> **Aim**
Transcribe the listing that follows in full, omitting pictures.

> **Source material**

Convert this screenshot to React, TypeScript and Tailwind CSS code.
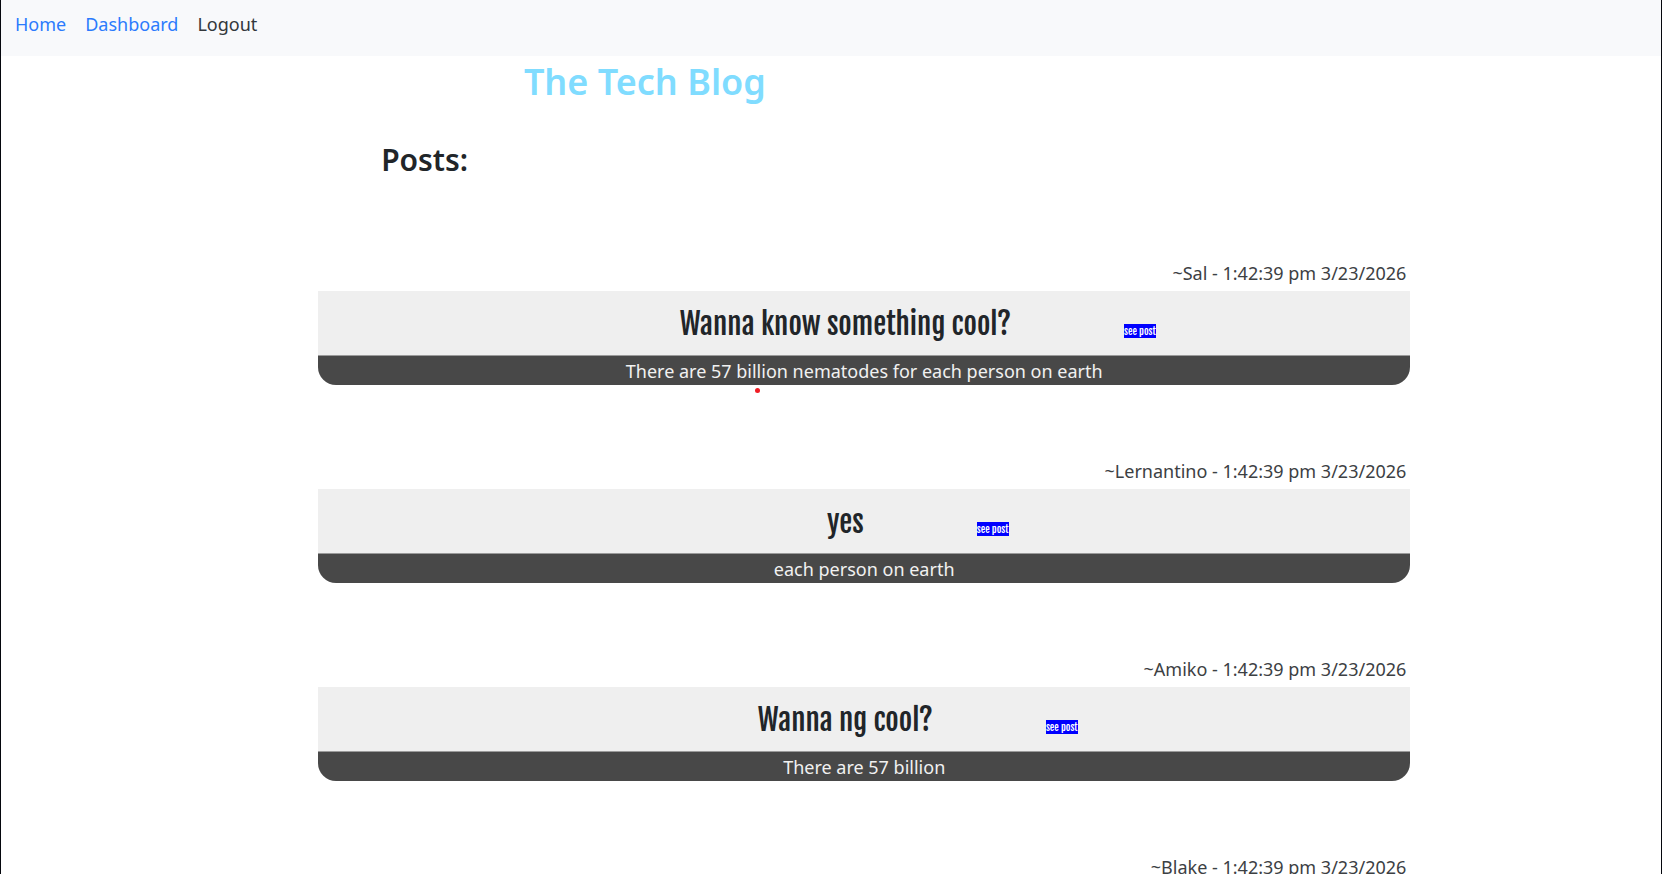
type Post = { author: string; title?: string; body?: string };

const STAMP = "1:42:39 pm 3/23/2026";

const posts: Post[] = [
  {
    author: "Sal",
    title: "Wanna know something cool?",
    body: "There are 57 billion nematodes for each person on earth",
  },
  { author: "Lernantino", title: "yes", body: "each person on earth" },
  { author: "Amiko", title: "Wanna ng cool?", body: "There are 57 billion" },
  { author: "Blake" },
];

function PostCard({ author, title, body }: Post) {
  return (
    <article>
      <p className="pr-1 pb-1 text-right text-lg/7 text-[#3c4043]">
        ~{author} - {STAMP}
      </p>
      {title && (
        <div className="overflow-hidden rounded-b-[18px]">
          <div className="flex h-16 items-center justify-center bg-[#efefef] pl-[107px] font-['Fjalla_One','Roboto_Condensed','Noto_Sans',sans-serif]">
            <h3 className="pt-px text-[29px]/10 text-[#212529]">{title}</h3>
            <button
              type="button"
              className="mt-4 ml-[113px] bg-[#0000ff] text-[10px]/[14px] whitespace-nowrap text-white"
            >
              see post
            </button>
          </div>
          <p className="border-t border-[#9a9a9a] bg-[#484848] pt-px text-center text-lg/7 text-[#f1f1f1]">
            {body}
          </p>
        </div>
      )}
    </article>
  );
}

export default function App() {
  return (
    <div className="h-screen overflow-hidden border-x border-[#05070d] bg-white font-['Noto_Sans','Open_Sans',sans-serif] text-[#212529]">
      <nav className="flex h-14 gap-[19px] bg-[#f8f9fb] px-3.5 pt-2.5 text-lg/7">
        <a href="#home" className="text-[#2b7bfd]">Home</a>
        <a href="#dashboard" className="text-[#2b7bfd]">Dashboard</a>
        <a href="#logout" className="text-[#33373b]">Logout</a>
      </nav>
      <header>
        <h1 className="pt-1 pl-[31.5%] text-4xl/[44px] font-semibold text-[#80dcff]">The Tech Blog</h1>
        <h2 className="pt-9 pl-[22.9%] text-3xl/[40px] font-semibold">Posts:</h2>
      </header>
      <main className="relative mr-[15.1%] ml-[19.1%] flex flex-col gap-[72px] pt-[79px]">
        {posts.map((post) => (
          <PostCard key={post.author} {...post} />
        ))}
        <span className="absolute top-[208px] left-[40%] size-[5px] rounded-full bg-[#f01c24]" />
      </main>
    </div>
  );
}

> **Task result**
Convert this screenshot to React, TypeScript and Tailwind CSS code.
type Post = { author: string; title?: string; body?: string };

const STAMP = "1:42:39 pm 3/23/2026";

const posts: Post[] = [
  {
    author: "Sal",
    title: "Wanna know something cool?",
    body: "There are 57 billion nematodes for each person on earth",
  },
  { author: "Lernantino", title: "yes", body: "each person on earth" },
  { author: "Amiko", title: "Wanna ng cool?", body: "There are 57 billion" },
  { author: "Blake" },
];

function PostCard({ author, title, body }: Post) {
  return (
    <article>
      <p className="pr-1 pb-1 text-right text-lg/7 text-[#3c4043]">
        ~{author} - {STAMP}
      </p>
      {title && (
        <div className="overflow-hidden rounded-b-[18px]">
          <div className="flex h-16 items-center justify-center bg-[#efefef] pl-[107px] font-['Fjalla_One','Roboto_Condensed','Noto_Sans',sans-serif]">
            <h3 className="pt-px text-[29px]/10 text-[#212529]">{title}</h3>
            <button
              type="button"
              className="mt-4 ml-[113px] bg-[#0000ff] text-[10px]/[14px] whitespace-nowrap text-white"
            >
              see post
            </button>
          </div>
          <p className="border-t border-[#9a9a9a] bg-[#484848] pt-px text-center text-lg/7 text-[#f1f1f1]">
            {body}
          </p>
        </div>
      )}
    </article>
  );
}

export default function App() {
  return (
    <div className="h-screen overflow-hidden border-x border-[#05070d] bg-white font-['Noto_Sans','Open_Sans',sans-serif] text-[#212529]">
      <nav className="flex h-14 gap-[19px] bg-[#f8f9fb] px-3.5 pt-2.5 text-lg/7">
        <a href="#home" className="text-[#2b7bfd]">Home</a>
        <a href="#dashboard" className="text-[#2b7bfd]">Dashboard</a>
        <a href="#logout" className="text-[#33373b]">Logout</a>
      </nav>
      <header>
        <h1 className="pt-1 pl-[31.5%] text-4xl/[44px] font-semibold text-[#80dcff]">The Tech Blog</h1>
        <h2 className="pt-9 pl-[22.9%] text-3xl/[40px] font-semibold">Posts:</h2>
      </header>
      <main className="relative mr-[15.1%] ml-[19.1%] flex flex-col gap-[72px] pt-[79px]">
        {posts.map((post) => (
          <PostCard key={post.author} {...post} />
        ))}
        <span className="absolute top-[208px] left-[40%] size-[5px] rounded-full bg-[#f01c24]" />
      </main>
    </div>
  );
}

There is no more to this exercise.